La salida que algunos sugieren —una fuerte devaluación del peso para ganar competitividad externa— no solo es incierta y coyuntural, sino que no resuelve el fondo del problema: un modelo agroexportador sin respaldo técnico, sin innovación, sin inversión estatal ni privada y sin recambio generacional.

Sin un rumbo estratégico, con una COPROTÉ cada vez más testimonial y un Estado provincial que no incide en el fondo del problema, la actividad se apaga en silencio. Como ocurrió con el tung o ahora está pasando con los cítricos, son muestras de restos productivos que evocan una época perdida, el té misionero podría estar entrando —sin dramatismo, pero sin pausa— en su ocaso.

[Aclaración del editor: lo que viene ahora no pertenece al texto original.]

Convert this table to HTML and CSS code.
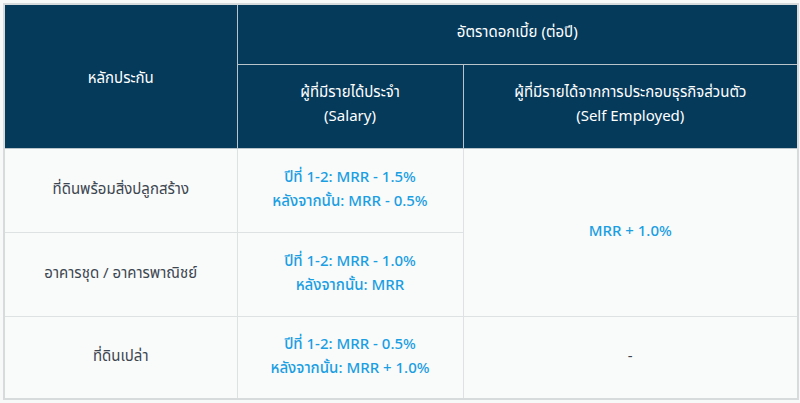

El paralelismo con otras actividades que marcaron época en Misiones -el tung hoy desaparecido- y la citricultura -apenas sobreviviendo- es inevitable. Ambas decayeron casi sin resistencia, la citricultura incluso a pesar de las cuantiosas inversiones en plantas industriales, que pagó todo el país con los dineros del Fondo Especial del Tabaco (FET). ¿Corre el té el mismo destino?

Mientras algunos productores experimentan con alternativas como la palta o el turismo rural, o ahora se habla del café, muchos otros no tienen opción. Eliminar una plantación de té implica un costo económico y ambiental altísimo.
Lo que se diluye con la caída del té no es solo una economía: es una cultura de trabajo, una identidad rural, un entramado social que se construyó durante generaciones.

Así muere el té misionero: sin gritos, sin titulares, sin duelo.